How can I live on purpose?
May 07, 2024In 2000 when I published a book called Convergence: Integrating Your Calling, Career, Community and Creativity, some readers had an interesting response. “I would do it if I knew what my calling was." I used to spend hours discussing their history, passions, hopes and special instructions they thought they had about life. I asked, "What makes you mad, what makes you sad, what makes you glad, what makes you rad?"
Ocassionally I even talked with people knew what to do but didn't want to do it, so they claimed “I don’t know my purpose.”

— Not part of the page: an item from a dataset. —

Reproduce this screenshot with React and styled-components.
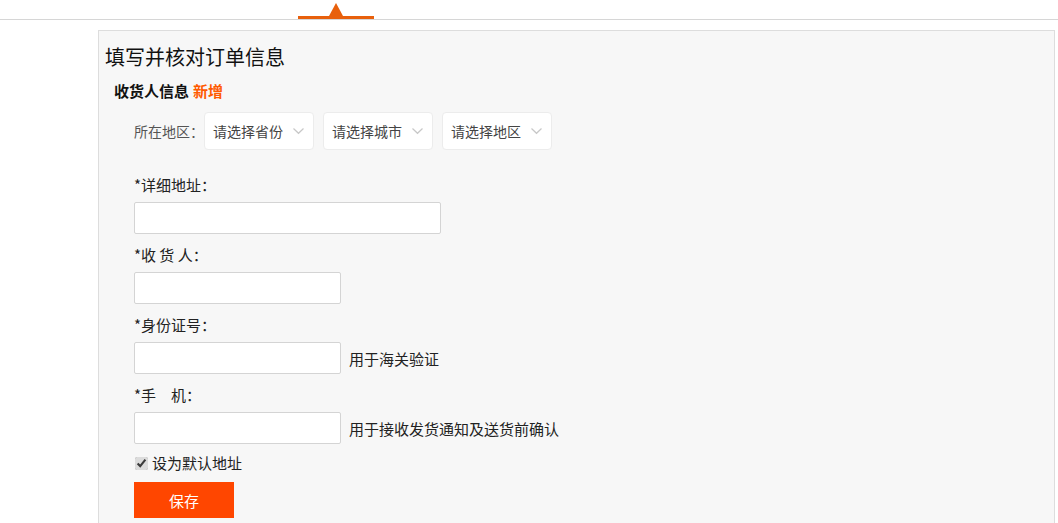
import styled, { createGlobalStyle } from "styled-components";

const GlobalStyle = createGlobalStyle`
  html, body {
    margin: 0;
    padding: 0;
    background: #fff;
    font-family: "Noto Sans CJK SC", "Noto Sans", sans-serif;
    color: #333;
  }
`;

const TopNav = styled.div`
  display: flex;
  align-items: flex-end;
  height: 19px;
  padding-left: 298px;
  border-bottom: 1px solid #d6d6d6;
`;

const ActiveTab = styled.div`
  position: relative;
  width: 76px;
  height: 3px;
  background: #e8600c;

  &::after {
    content: "";
    position: absolute;
    left: 31px;
    bottom: 3px;
    border-left: 7px solid transparent;
    border-right: 7px solid transparent;
    border-bottom: 13px solid #e8600c;
  }
`;

const Panel = styled.div`
  margin: 10px 0 0 98px;
  width: 957px;
  min-height: 520px;
  background: #f7f7f7;
  border: 1px solid #ddd;
  box-sizing: border-box;
  padding: 12px 0 0 6px;
`;

const Title = styled.h1`
  margin: 0;
  font-size: 20px;
  font-weight: normal;
  line-height: 28px;
  color: #111;
`;

const SectionTitle = styled.h2`
  margin: 10px 0 0 9px;
  font-size: 15px;
  font-weight: bold;
  line-height: 20px;
  color: #111;
`;

const AddLink = styled.span`
  color: #ff5a00;
  margin-left: 4px;
  cursor: pointer;
`;

const Form = styled.div`
  padding: 11px 0 0 29px;
`;

const RegionRow = styled.div`
  display: flex;
  align-items: center;
  gap: 9px;
`;

const RegionLabel = styled.span`
  font-size: 14px;
  color: #555;
  margin-right: -9px;
`;

const Select = styled.div`
  display: flex;
  align-items: center;
  justify-content: space-between;
  width: 110px;
  height: 38px;
  box-sizing: border-box;
  padding: 0 8px 0 8px;
  background: #fff;
  border: 1px solid #ececec;
  border-radius: 4px;
  font-size: 14px;
  color: #444;
`;

const Field = styled.div`
  margin-top: ${(p) => p.$top}px;
`;

const Label = styled.div`
  font-size: 15px;
  line-height: 20px;
  color: #222;
  margin-bottom: 7px;
  white-space: pre;
`;

const InputRow = styled.div`
  display: flex;
  align-items: center;
  gap: 8px;
`;

const Input = styled.input`
  width: ${(p) => p.$w}px;
  height: 32px;
  box-sizing: border-box;
  border: 1px solid #d4d4d4;
  border-radius: 2px;
  background: #fff;
  outline: none;
  padding: 0 6px;
  font-size: 14px;
`;

const Hint = styled.span`
  font-size: 15px;
  color: #222;
`;

const CheckRow = styled.label`
  display: flex;
  align-items: center;
  gap: 4px;
  margin-top: 9px;
  font-size: 15px;
  line-height: 20px;
  color: #222;
`;

const Check = styled.input`
  margin: 0 0 0 1px;
  width: 13px;
  height: 13px;
  accent-color: #dcdcdc;
`;

const SaveButton = styled.button`
  margin-top: 9px;
  width: 100px;
  height: 36px;
  border: none;
  background: #ff4600;
  color: #fff;
  font-family: inherit;
  font-size: 15px;
  cursor: pointer;
`;

function Chevron() {
  return (
    <svg width="13" height="8" viewBox="0 0 13 8" fill="none">
      <path d="M1.5 1.5 L6.5 6.3 L11.5 1.5" stroke="#c8c8c8" strokeWidth="1.2" />
    </svg>
  );
}

export default function App() {
  return (
    <>
      <GlobalStyle />
      <TopNav>
        <ActiveTab />
      </TopNav>
      <Panel>
        <Title>填写并核对订单信息</Title>
        <SectionTitle>
          收货人信息<AddLink>新增</AddLink>
        </SectionTitle>
        <Form>
          <RegionRow>
            <RegionLabel>所在地区：</RegionLabel>
            <Select>
              请选择省份 <Chevron />
            </Select>
            <Select>
              请选择城市 <Chevron />
            </Select>
            <Select>
              请选择地区 <Chevron />
            </Select>
          </RegionRow>
          <Field $top={25}>
            <Label>*详细地址：</Label>
            <Input $w={307} />
          </Field>
          <Field $top={11}>
            <Label>*收 货 人：</Label>
            <Input $w={207} />
          </Field>
          <Field $top={11}>
            <Label>*身份证号：</Label>
            <InputRow>
              <Input $w={207} />
              <Hint>用于海关验证</Hint>
            </InputRow>
          </Field>
          <Field $top={11}>
            <Label>*手　机：</Label>
            <InputRow>
              <Input $w={207} />
              <Hint>用于接收发货通知及送货前确认</Hint>
            </InputRow>
          </Field>
          <CheckRow>
            <Check type="checkbox" defaultChecked />
            设为默认地址
          </CheckRow>
          <SaveButton>保存</SaveButton>
        </Form>
      </Panel>
    </>
  );
}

Perhaps I have grown impatient with these conversations because nowadays I say, “I can tell you your calling in a sentence: You are called to work.” We are designed to work for God and with God even though his name is not on the paycheck. 100% of us are called to work. Since work is worship and business is ministry and we are called to work, statistically most of us are called to business. It is in the marketplace that life-purpose grows legs.
We have mistakenly placed Calling and Purpose in the same category as leisure, self-care and bucket lists. Decades are therefore wasted as millions hope to live their purpose once they retire or after their kids leave home. (By then you have lots of wisdom, maybe a good retirement package, but the energy of a sloth.)
In Convergence, we explore personal purpose and calling lived out through integration. In a business (which also should have a calling) we explore how to get your business into God’s business... repurposing your business. Then we try to help you figure out how to align the entire organization behind its right purpose. Living on Purpose is not having a "vision, mission" or even "purpose statement": it means, having drafted a purpose statement, doing the hard yards to work that into every cell of the organization.